┌──

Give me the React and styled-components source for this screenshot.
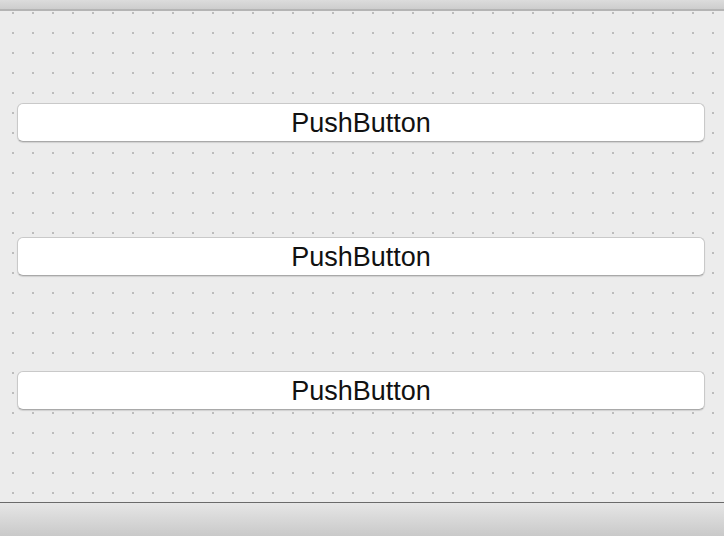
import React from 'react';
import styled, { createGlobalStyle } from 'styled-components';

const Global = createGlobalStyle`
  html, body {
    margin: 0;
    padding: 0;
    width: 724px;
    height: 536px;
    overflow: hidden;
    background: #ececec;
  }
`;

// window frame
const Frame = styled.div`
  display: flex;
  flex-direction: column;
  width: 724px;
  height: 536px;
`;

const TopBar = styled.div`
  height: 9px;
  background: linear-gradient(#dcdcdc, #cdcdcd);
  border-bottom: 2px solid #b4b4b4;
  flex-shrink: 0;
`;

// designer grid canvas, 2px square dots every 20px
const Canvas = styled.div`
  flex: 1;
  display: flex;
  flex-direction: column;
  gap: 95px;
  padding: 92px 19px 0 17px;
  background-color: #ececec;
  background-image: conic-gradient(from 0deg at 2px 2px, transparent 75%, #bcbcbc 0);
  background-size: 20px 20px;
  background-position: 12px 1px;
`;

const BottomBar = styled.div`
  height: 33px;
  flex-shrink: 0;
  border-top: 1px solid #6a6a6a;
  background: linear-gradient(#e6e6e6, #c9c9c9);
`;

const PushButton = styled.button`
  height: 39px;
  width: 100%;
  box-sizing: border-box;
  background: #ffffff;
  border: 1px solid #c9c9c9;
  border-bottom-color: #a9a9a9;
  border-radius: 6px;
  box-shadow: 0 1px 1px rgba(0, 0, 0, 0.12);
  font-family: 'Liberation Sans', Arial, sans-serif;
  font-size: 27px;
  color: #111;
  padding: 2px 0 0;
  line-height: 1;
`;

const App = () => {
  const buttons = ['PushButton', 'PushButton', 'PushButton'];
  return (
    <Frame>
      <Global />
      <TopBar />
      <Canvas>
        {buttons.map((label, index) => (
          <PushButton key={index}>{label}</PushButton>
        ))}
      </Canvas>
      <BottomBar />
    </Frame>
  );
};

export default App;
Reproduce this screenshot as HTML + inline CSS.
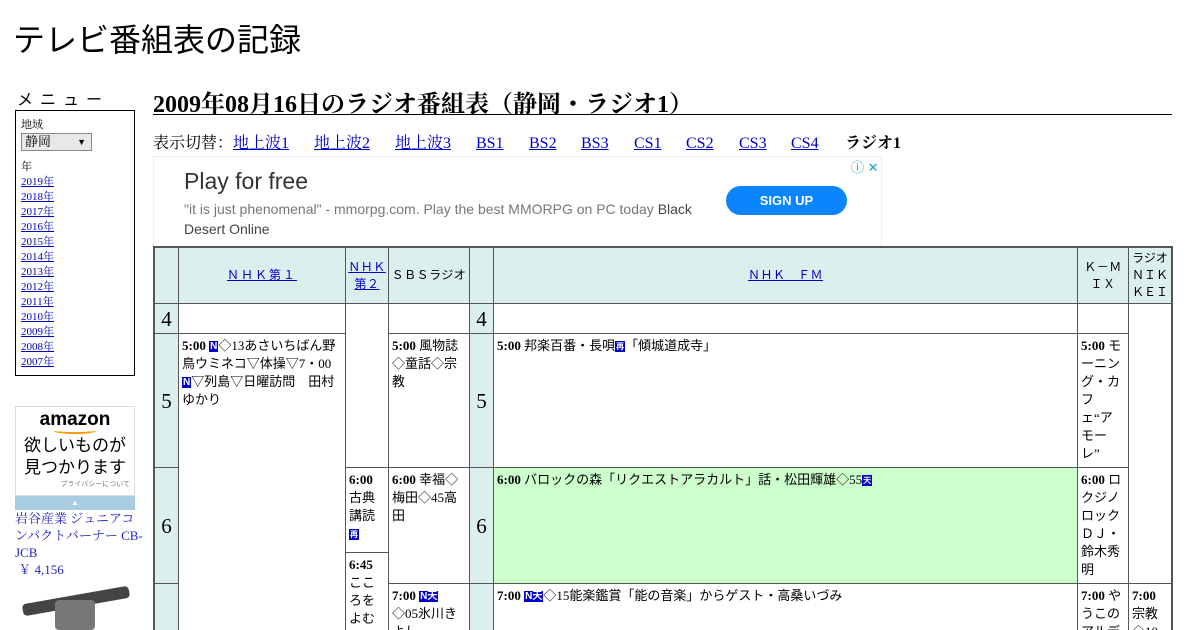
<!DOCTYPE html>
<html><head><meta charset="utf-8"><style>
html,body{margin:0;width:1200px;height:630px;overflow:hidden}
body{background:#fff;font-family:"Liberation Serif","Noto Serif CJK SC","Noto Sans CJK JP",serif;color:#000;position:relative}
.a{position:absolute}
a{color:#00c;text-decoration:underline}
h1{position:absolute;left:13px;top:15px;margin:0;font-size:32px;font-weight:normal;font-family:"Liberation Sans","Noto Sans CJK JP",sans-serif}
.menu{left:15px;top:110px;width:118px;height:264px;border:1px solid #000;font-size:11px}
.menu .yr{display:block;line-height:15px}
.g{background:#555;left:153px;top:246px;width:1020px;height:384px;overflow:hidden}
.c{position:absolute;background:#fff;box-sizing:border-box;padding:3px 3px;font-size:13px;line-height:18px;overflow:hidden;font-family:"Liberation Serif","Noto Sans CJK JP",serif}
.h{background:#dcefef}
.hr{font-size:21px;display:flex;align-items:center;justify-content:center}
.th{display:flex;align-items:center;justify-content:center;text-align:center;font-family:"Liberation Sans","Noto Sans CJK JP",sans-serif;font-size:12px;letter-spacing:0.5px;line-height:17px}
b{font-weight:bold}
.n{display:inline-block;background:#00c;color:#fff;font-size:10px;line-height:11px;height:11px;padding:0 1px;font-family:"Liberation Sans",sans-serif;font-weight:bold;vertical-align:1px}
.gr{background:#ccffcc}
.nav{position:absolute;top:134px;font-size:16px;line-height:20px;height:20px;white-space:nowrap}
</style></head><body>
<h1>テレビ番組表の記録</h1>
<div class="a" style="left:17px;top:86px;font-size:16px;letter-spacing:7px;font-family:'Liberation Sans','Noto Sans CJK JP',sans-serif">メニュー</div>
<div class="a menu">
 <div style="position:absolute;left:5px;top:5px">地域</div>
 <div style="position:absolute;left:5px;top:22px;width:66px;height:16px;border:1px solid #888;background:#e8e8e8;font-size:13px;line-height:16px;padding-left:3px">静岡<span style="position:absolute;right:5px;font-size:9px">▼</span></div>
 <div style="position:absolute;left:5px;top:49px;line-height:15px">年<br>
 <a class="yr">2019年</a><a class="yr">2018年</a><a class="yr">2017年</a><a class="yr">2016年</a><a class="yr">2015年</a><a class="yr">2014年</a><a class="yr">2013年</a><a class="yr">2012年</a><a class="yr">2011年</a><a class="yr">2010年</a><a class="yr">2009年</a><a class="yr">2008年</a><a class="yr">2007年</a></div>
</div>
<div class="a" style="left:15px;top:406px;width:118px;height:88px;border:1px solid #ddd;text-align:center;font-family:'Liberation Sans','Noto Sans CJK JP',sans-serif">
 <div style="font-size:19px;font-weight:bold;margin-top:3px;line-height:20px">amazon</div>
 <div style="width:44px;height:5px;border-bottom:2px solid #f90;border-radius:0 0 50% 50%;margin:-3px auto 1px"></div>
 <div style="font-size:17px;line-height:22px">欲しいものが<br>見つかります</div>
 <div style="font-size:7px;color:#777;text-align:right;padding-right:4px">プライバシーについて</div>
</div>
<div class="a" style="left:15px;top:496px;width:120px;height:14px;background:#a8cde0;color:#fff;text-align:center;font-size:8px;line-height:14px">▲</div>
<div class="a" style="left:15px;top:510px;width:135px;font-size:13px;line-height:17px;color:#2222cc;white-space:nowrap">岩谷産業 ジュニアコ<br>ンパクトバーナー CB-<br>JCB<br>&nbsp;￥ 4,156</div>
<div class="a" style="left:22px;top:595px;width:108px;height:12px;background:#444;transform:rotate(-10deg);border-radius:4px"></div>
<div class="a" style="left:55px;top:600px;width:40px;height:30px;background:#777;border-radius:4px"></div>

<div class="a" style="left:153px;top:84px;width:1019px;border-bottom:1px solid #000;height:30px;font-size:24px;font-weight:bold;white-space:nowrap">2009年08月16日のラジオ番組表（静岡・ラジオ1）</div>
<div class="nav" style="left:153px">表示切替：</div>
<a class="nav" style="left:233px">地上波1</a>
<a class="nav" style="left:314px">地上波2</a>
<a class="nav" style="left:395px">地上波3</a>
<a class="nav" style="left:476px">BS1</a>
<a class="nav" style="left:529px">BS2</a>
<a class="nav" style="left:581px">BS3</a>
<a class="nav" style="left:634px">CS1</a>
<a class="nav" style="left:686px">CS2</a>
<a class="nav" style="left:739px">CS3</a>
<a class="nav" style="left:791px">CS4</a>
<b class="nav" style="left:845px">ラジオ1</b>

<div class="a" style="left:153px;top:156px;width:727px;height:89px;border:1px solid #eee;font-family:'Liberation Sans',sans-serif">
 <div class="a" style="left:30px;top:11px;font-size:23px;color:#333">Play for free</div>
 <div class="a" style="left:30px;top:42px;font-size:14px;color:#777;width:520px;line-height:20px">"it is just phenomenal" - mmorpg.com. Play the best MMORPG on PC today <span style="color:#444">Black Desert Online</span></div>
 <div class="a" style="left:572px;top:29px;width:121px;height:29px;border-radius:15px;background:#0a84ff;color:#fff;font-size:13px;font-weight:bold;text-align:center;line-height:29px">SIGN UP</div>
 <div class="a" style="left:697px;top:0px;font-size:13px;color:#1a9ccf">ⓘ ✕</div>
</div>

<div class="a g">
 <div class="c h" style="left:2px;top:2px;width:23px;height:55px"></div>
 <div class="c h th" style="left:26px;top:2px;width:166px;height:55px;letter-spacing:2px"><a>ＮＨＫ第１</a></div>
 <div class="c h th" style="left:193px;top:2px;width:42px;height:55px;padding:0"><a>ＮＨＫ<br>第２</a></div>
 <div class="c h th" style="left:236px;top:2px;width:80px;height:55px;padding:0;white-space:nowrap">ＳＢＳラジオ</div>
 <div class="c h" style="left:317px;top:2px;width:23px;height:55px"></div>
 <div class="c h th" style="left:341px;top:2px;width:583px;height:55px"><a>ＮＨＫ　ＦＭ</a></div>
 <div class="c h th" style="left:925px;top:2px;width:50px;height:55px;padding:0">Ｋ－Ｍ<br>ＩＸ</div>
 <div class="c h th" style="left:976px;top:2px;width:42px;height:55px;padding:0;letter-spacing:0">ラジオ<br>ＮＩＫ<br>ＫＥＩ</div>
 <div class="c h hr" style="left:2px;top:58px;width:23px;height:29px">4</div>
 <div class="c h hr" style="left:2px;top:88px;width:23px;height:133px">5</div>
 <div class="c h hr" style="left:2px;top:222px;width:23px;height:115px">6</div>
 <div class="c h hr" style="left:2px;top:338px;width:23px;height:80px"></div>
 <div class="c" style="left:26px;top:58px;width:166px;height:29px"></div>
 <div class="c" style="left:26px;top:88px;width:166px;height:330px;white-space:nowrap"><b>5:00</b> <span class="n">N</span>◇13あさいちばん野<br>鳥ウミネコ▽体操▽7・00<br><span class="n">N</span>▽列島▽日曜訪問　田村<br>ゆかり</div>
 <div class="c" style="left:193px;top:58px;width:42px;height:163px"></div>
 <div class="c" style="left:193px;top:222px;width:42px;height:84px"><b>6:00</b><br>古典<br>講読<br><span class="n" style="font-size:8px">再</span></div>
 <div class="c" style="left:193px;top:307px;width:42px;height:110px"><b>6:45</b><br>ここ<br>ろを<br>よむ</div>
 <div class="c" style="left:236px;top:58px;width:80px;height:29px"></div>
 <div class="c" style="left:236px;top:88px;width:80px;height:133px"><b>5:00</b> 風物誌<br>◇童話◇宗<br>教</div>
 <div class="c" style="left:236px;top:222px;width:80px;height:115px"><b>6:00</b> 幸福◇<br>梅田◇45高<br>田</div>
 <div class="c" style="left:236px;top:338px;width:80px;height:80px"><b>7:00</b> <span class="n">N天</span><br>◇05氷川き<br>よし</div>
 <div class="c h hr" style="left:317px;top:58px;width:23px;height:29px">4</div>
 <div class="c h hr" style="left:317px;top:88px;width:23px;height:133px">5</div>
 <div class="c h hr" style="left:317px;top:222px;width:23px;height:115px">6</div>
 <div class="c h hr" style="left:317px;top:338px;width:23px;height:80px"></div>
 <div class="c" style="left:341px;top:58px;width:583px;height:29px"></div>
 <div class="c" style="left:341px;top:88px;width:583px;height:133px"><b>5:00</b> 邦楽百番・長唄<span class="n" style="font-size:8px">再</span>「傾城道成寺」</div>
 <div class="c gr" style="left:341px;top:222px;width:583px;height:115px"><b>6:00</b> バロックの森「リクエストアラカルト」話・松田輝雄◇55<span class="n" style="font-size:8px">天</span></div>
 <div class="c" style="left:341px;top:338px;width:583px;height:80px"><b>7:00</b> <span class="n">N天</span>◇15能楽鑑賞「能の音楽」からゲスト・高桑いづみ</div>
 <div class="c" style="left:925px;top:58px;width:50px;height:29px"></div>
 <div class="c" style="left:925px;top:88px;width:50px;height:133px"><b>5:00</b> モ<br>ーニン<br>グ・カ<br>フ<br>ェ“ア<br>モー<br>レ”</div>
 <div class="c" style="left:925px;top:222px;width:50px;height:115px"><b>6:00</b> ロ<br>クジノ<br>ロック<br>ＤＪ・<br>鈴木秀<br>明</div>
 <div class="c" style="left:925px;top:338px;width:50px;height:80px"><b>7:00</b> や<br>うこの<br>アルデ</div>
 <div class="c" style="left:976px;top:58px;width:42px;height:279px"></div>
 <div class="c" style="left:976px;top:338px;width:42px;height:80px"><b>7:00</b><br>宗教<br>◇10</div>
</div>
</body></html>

└──

[Work instructions]
Everything from the first line of the listing above through the line that contains "export default App;" is to be restated word for word, minus the pictures.

[Exercise solution]
Give me the React and styled-components source for this screenshot.
import React from 'react';
import styled, { createGlobalStyle } from 'styled-components';

const Global = createGlobalStyle`
  html, body {
    margin: 0;
    padding: 0;
    width: 724px;
    height: 536px;
    overflow: hidden;
    background: #ececec;
  }
`;

// window frame
const Frame = styled.div`
  display: flex;
  flex-direction: column;
  width: 724px;
  height: 536px;
`;

const TopBar = styled.div`
  height: 9px;
  background: linear-gradient(#dcdcdc, #cdcdcd);
  border-bottom: 2px solid #b4b4b4;
  flex-shrink: 0;
`;

// designer grid canvas, 2px square dots every 20px
const Canvas = styled.div`
  flex: 1;
  display: flex;
  flex-direction: column;
  gap: 95px;
  padding: 92px 19px 0 17px;
  background-color: #ececec;
  background-image: conic-gradient(from 0deg at 2px 2px, transparent 75%, #bcbcbc 0);
  background-size: 20px 20px;
  background-position: 12px 1px;
`;

const BottomBar = styled.div`
  height: 33px;
  flex-shrink: 0;
  border-top: 1px solid #6a6a6a;
  background: linear-gradient(#e6e6e6, #c9c9c9);
`;

const PushButton = styled.button`
  height: 39px;
  width: 100%;
  box-sizing: border-box;
  background: #ffffff;
  border: 1px solid #c9c9c9;
  border-bottom-color: #a9a9a9;
  border-radius: 6px;
  box-shadow: 0 1px 1px rgba(0, 0, 0, 0.12);
  font-family: 'Liberation Sans', Arial, sans-serif;
  font-size: 27px;
  color: #111;
  padding: 2px 0 0;
  line-height: 1;
`;

const App = () => {
  const buttons = ['PushButton', 'PushButton', 'PushButton'];
  return (
    <Frame>
      <Global />
      <TopBar />
      <Canvas>
        {buttons.map((label, index) => (
          <PushButton key={index}>{label}</PushButton>
        ))}
      </Canvas>
      <BottomBar />
    </Frame>
  );
};

export default App;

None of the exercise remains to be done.